Doch Martin Dietberg hat einige Tipps gegen den Betrug auf Lager. Das fange schon bei der Suche an. Weder die Gelben Seiten noch das Internet seien da besonders hilfreich. „Eigentlich gibt es nur zwei Schlüsseldienste in Castrop-Rauxel, aber online findet man Dutzende“, sagt er. Stattdessen solle man lieber Freunde oder Nachbarn nach guten Erfahrungen mit Schlüsseldiensten fragen. Wer doch online suchen möchte, sollte darauf achten, dass eine Castrop-Rauxeler Festnetz-Telefonnummer und nicht nur eine Handynummer angegeben ist und gleich am Telefon nach den Preisen fragen. Der ADAC habe außerdem eine Liste mit seriösen Betrieben, die alle für den gleichen Festpreis arbeiten.

Auf Festpreise achten

Überhaupt seien Festpreise ein gutes Zeichen. Martin Dietberg zeigt auf dem Smartphone ein besonders günstiges Angebot für 39 Euro für eine Öffnung und erst im Kleingedruckten steht, dass es dabei um einen Briefkasten geht und eine tatsächliche Türöffnung natürlich teurer sei. „Für einfache Türöffnung sind 112 Euro üblich“, schreibt Stiftung Warentest. Dass es abends, nachts und am Wochenende teurer werde, sei normal, aber auch nur in Maßen. Bei Martin Dietberg kostet die einfache Türöffnung einer zugefallenen Tür von 8 bis 20 Uhr 89 Euro. Von 20 bis 22 Uhr kostet das Öffnen 139 Euro und nachts von 22 bis 8 Uhr werden 169 Euro berechnet.

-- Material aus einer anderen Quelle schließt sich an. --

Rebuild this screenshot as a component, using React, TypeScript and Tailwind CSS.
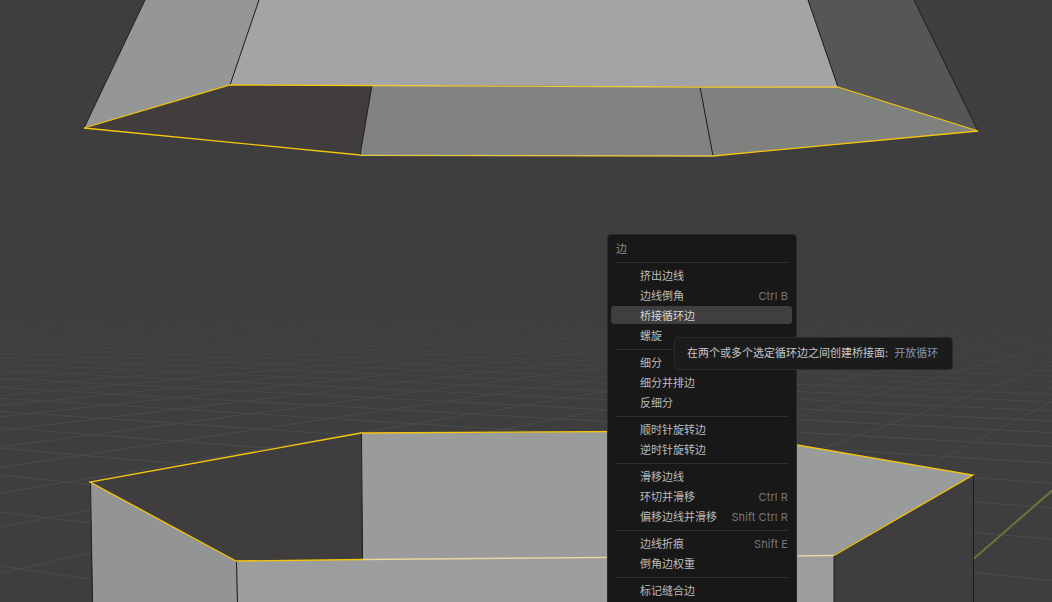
import React from "react";

type Row = { label: string; keys?: string; active?: boolean } | "sep";

const rows: Row[] = [
  { label: "挤出边线" },
  { label: "边线倒角", keys: "Ctrl B" },
  { label: "桥接循环边", active: true },
  { label: "螺旋" },
  "sep",
  { label: "细分" },
  { label: "细分并排边" },
  { label: "反细分" },
  "sep",
  { label: "顺时针旋转边" },
  { label: "逆时针旋转边" },
  "sep",
  { label: "滑移边线" },
  { label: "环切并滑移", keys: "Ctrl R" },
  { label: "偏移边线并滑移", keys: "Shift Ctrl R" },
  "sep",
  { label: "边线折痕", keys: "Shift E" },
  { label: "倒角边权重" },
  "sep",
  { label: "标记缝合边" },
];

const HORIZON = 275;
const BOTTOM = 602;

// floor grid: two fans of lines, evenly spaced where they cross the bottom of the view
const fan = (vx: number, start: number, step: number, count: number, reach: number) =>
  Array.from({ length: count }, (_, i) => {
    const x = start + step * i;
    return { x1: vx, x2: x, o: Math.min(1, reach / Math.abs(x - vx)) };
  });

const gridA = fan(1300, 924 - 262, -262, 46, 3000);
const gridB = fan(-2000, 247 - 510, 510, 36, 7000);

const Viewport = () => (
  <svg className="absolute inset-0" width="1052" height="602" viewBox="0 0 1052 602">
    <defs>
      <linearGradient id="floorFade" gradientUnits="userSpaceOnUse" x1="0" y1="285" x2="0" y2="420">
        <stop offset="0" stopColor="#000" />
        <stop offset="0.35" stopColor="#555" />
        <stop offset="1" stopColor="#fff" />
      </linearGradient>
      <mask id="floorMask" maskUnits="userSpaceOnUse" x="0" y="0" width="1052" height="602">
        <rect width="1052" height="602" fill="url(#floorFade)" />
      </mask>
    </defs>
    <g mask="url(#floorMask)">
      {[...gridA, ...gridB].map((l, i) => (
        <line
          key={i}
          x1={l.x1}
          y1={HORIZON}
          x2={l.x2}
          y2={BOTTOM}
          stroke="#4b4b4b"
          strokeOpacity={l.o}
          strokeWidth="1"
        />
      ))}
    </g>
    <line x1="924" y1="602" x2="1300" y2="275" stroke="#667b38" strokeWidth="2" />

    {/* upper mesh */}
    <polygon points="145,0 259,0 230,85 84,128" fill="#959797" />
    <polygon points="259,0 808,0 838,87 372,85 230,85" fill="#a3a4a5" />
    <polygon points="808,0 914,0 978,131 838,87" fill="#565658" />
    <polygon points="84,128 230,85 372,85 360,155" fill="#413d3c" />
    <polygon points="372,85 700,87 713,156 360,155" fill="#818382" />
    <polygon points="700,87 838,87 978,131 713,156" fill="#7f817f" />
    <g stroke="#1f1f1f" strokeWidth="1" fill="none">
      <line x1="145" y1="0" x2="84" y2="128" />
      <line x1="259" y1="0" x2="230" y2="85" />
      <line x1="808" y1="0" x2="838" y2="87" />
      <line x1="914" y1="0" x2="978" y2="131" />
      <line x1="372" y1="85" x2="360" y2="155" />
      <line x1="700" y1="87" x2="713" y2="156" />
    </g>
    <g stroke="#f5c60c" strokeWidth="1.3" fill="none">
      <polyline points="84,128 230,85 372,85.5" />
      <polyline points="84,128 360,155" />
      <polyline points="372,85.5 700,87 838,87" stroke="#ecca3c" />
      <polyline points="360,155.3 713,156" stroke="#e8c945" />
      <polyline points="838,87 978,131 713,156" />
    </g>

    {/* lower mesh */}
    <polygon points="90,482 361,433 363,560 236,561" fill="#3f3d3e" />
    <polygon points="361,433 715,431 973,475 834,555 363,560" fill="#9a9b9b" />
    <polygon points="236,561 834,555 834,602 237,602" fill="#9c9d9d" />
    <polygon points="90,482 236,561 237,602 93,602" fill="#939594" />
    <polygon points="834,555 973,475 973,602 834,602" fill="#3f3d3f" />
    <g stroke="#1c1c1c" strokeWidth="1" fill="none">
      <line x1="90.5" y1="482" x2="92.5" y2="602" />
      <line x1="236.5" y1="561" x2="237.5" y2="602" />
      <line x1="361.5" y1="433" x2="362.5" y2="560" />
      <line x1="834" y1="555" x2="834" y2="602" />
      <line x1="973.5" y1="475" x2="973.5" y2="602" />
    </g>
    <g stroke="#f5c60c" strokeWidth="1.3" fill="none">
      <polyline points="236,561 90,482 361,433 715,431" />
      <polyline points="715,431 973,475 834,555.5" />
      <polyline points="236,561 363,559.5" />
      <polyline points="363,559.5 834,555.5" stroke="#e8d8a0" />
    </g>
  </svg>
);

const Divider = () => (
  <div className="h-[7px] pt-[4px] px-[7px]">
    <div className="h-px bg-[#2e2e2e]" />
  </div>
);

const MenuRow = ({ label, keys, active }: { label: string; keys?: string; active?: boolean }) => (
  <div className="h-5 pl-[3px] pr-[4px] py-px">
    <div
      className={
        active
          ? "h-full flex items-center justify-between pt-[2px] pl-[29px] pr-[4px] rounded-[3px] bg-[#3f3f3f] text-[#d6d6d6]"
          : "h-full flex items-center justify-between pt-[2px] pl-[29px] pr-[4px] text-[#bcbcbc]"
      }
    >
      <span>{label}</span>
      {keys && <span className="tracking-[0.1px] text-[#777777]">{keys}</span>}
    </div>
  </div>
);

export default function App() {
  return (
    <div
      lang="zh-CN"
      className="relative w-full h-[602px] overflow-hidden bg-[#3e3e3e] text-[11px] leading-none [font-family:Inter,'Noto_Sans_CJK_SC',sans-serif]"
    >
      <Viewport />

      {/* context menu */}
      <div className="absolute left-[607px] top-[234px] w-[190px] h-[420px] rounded-[4px] border border-[#2a2a2a] bg-[#181818]">
        <div className="h-[27px] flex items-center pt-[2px] pl-[8px] text-[#8c8c8c]">边</div>
        <div className="h-px mx-[7px] mb-[2px] bg-[#2e2e2e]" />
        {rows.map((r, i) =>
          r === "sep" ? <Divider key={i} /> : <MenuRow key={i} {...r} />
        )}
      </div>

      {/* tooltip */}
      <div className="absolute left-[674px] top-[337px] w-[279px] h-[33px] flex items-center pl-[12px] rounded-[4px] border border-[#2a2a2a] bg-[#1b1b1b] text-[#c8c8c8]">
        <span>在两个或多个选定循环边之间创建桥接面:</span>
        <span className="ml-[6px] text-[#7f95b8]">开放循环</span>
      </div>
    </div>
  );
}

„Wenn nur auf Bargeld geschaut wird, dann ist das verdächtig“, sagt Martin Dietberg mit Blick auf den Fall von Gundi Braukhoff. Wer skeptisch wird, sollte sich die E-Mail-Adresse, die Telefonnummer und auch das Kennzeichen notieren und möglichst nicht bar, sondern auf Rechnung zahlen. All das hat Gundi Braukhoff nicht getan: „Da hat er es einfach mit mir gehabt.“ Inzwischen können sie darüber schmunzeln.